══ INFORMATION SHOWN ══

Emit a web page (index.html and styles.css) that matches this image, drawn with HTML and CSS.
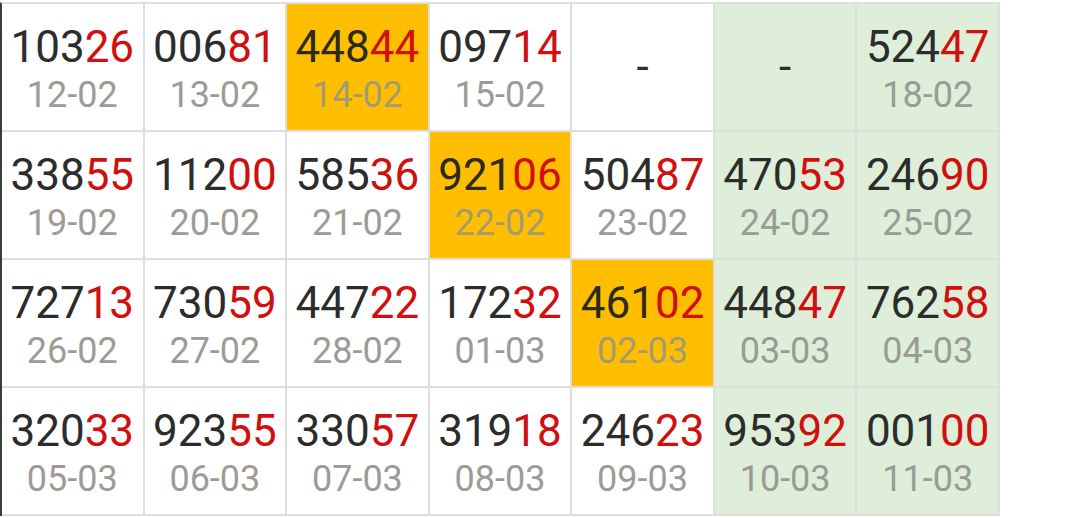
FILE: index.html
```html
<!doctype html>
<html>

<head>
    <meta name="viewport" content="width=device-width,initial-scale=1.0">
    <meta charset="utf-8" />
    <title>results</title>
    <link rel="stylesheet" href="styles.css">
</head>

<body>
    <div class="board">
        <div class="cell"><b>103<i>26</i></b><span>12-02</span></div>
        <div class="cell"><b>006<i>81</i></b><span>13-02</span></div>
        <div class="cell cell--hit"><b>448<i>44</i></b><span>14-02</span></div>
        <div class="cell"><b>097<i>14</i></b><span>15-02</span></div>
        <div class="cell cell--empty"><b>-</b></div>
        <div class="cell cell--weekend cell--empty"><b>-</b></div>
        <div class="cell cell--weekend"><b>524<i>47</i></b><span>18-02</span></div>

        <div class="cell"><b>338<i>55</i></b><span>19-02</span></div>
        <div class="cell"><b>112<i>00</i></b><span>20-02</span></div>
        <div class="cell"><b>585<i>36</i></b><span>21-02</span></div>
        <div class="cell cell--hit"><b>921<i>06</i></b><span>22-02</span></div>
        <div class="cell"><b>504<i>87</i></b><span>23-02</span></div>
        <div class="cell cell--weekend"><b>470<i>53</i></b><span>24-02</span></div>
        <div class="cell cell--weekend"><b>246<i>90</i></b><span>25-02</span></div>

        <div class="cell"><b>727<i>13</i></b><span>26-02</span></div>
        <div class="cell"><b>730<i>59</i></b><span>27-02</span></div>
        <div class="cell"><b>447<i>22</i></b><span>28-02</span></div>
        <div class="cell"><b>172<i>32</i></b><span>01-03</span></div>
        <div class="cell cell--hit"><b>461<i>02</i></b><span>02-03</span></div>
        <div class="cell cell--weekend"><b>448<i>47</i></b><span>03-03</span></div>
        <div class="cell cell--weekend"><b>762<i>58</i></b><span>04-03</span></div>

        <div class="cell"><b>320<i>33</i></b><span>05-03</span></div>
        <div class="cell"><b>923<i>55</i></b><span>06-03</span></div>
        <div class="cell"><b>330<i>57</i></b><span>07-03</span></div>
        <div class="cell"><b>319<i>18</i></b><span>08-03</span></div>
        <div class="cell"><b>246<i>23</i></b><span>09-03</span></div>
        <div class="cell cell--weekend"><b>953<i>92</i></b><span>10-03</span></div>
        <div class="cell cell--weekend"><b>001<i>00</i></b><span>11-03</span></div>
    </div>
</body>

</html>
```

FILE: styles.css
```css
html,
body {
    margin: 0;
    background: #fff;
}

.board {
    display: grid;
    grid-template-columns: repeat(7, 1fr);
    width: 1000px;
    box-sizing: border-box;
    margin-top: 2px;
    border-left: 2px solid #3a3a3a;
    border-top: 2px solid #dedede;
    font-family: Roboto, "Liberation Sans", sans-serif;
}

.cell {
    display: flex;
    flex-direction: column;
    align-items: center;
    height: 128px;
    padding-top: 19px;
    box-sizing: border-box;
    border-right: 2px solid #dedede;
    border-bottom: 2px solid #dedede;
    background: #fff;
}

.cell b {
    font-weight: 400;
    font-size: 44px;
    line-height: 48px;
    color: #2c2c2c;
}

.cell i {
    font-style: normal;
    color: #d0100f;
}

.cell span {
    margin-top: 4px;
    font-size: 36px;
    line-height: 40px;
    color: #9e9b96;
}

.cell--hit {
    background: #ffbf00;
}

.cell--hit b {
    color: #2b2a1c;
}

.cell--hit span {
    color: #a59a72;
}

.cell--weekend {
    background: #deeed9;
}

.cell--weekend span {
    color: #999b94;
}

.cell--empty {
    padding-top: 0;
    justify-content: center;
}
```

═══

EXERCISE AIM —
Repeat all of the data above word for word, minus the pictures.

EXERCISE SOLUTION —
Emit a web page (index.html and styles.css) that matches this image, drawn with HTML and CSS.
FILE: index.html
```html
<!doctype html>
<html>

<head>
    <meta name="viewport" content="width=device-width,initial-scale=1.0">
    <meta charset="utf-8" />
    <title>results</title>
    <link rel="stylesheet" href="styles.css">
</head>

<body>
    <div class="board">
        <div class="cell"><b>103<i>26</i></b><span>12-02</span></div>
        <div class="cell"><b>006<i>81</i></b><span>13-02</span></div>
        <div class="cell cell--hit"><b>448<i>44</i></b><span>14-02</span></div>
        <div class="cell"><b>097<i>14</i></b><span>15-02</span></div>
        <div class="cell cell--empty"><b>-</b></div>
        <div class="cell cell--weekend cell--empty"><b>-</b></div>
        <div class="cell cell--weekend"><b>524<i>47</i></b><span>18-02</span></div>

        <div class="cell"><b>338<i>55</i></b><span>19-02</span></div>
        <div class="cell"><b>112<i>00</i></b><span>20-02</span></div>
        <div class="cell"><b>585<i>36</i></b><span>21-02</span></div>
        <div class="cell cell--hit"><b>921<i>06</i></b><span>22-02</span></div>
        <div class="cell"><b>504<i>87</i></b><span>23-02</span></div>
        <div class="cell cell--weekend"><b>470<i>53</i></b><span>24-02</span></div>
        <div class="cell cell--weekend"><b>246<i>90</i></b><span>25-02</span></div>

        <div class="cell"><b>727<i>13</i></b><span>26-02</span></div>
        <div class="cell"><b>730<i>59</i></b><span>27-02</span></div>
        <div class="cell"><b>447<i>22</i></b><span>28-02</span></div>
        <div class="cell"><b>172<i>32</i></b><span>01-03</span></div>
        <div class="cell cell--hit"><b>461<i>02</i></b><span>02-03</span></div>
        <div class="cell cell--weekend"><b>448<i>47</i></b><span>03-03</span></div>
        <div class="cell cell--weekend"><b>762<i>58</i></b><span>04-03</span></div>

        <div class="cell"><b>320<i>33</i></b><span>05-03</span></div>
        <div class="cell"><b>923<i>55</i></b><span>06-03</span></div>
        <div class="cell"><b>330<i>57</i></b><span>07-03</span></div>
        <div class="cell"><b>319<i>18</i></b><span>08-03</span></div>
        <div class="cell"><b>246<i>23</i></b><span>09-03</span></div>
        <div class="cell cell--weekend"><b>953<i>92</i></b><span>10-03</span></div>
        <div class="cell cell--weekend"><b>001<i>00</i></b><span>11-03</span></div>
    </div>
</body>

</html>
```

FILE: styles.css
```css
html,
body {
    margin: 0;
    background: #fff;
}

.board {
    display: grid;
    grid-template-columns: repeat(7, 1fr);
    width: 1000px;
    box-sizing: border-box;
    margin-top: 2px;
    border-left: 2px solid #3a3a3a;
    border-top: 2px solid #dedede;
    font-family: Roboto, "Liberation Sans", sans-serif;
}

.cell {
    display: flex;
    flex-direction: column;
    align-items: center;
    height: 128px;
    padding-top: 19px;
    box-sizing: border-box;
    border-right: 2px solid #dedede;
    border-bottom: 2px solid #dedede;
    background: #fff;
}

.cell b {
    font-weight: 400;
    font-size: 44px;
    line-height: 48px;
    color: #2c2c2c;
}

.cell i {
    font-style: normal;
    color: #d0100f;
}

.cell span {
    margin-top: 4px;
    font-size: 36px;
    line-height: 40px;
    color: #9e9b96;
}

.cell--hit {
    background: #ffbf00;
}

.cell--hit b {
    color: #2b2a1c;
}

.cell--hit span {
    color: #a59a72;
}

.cell--weekend {
    background: #deeed9;
}

.cell--weekend span {
    color: #999b94;
}

.cell--empty {
    padding-top: 0;
    justify-content: center;
}
```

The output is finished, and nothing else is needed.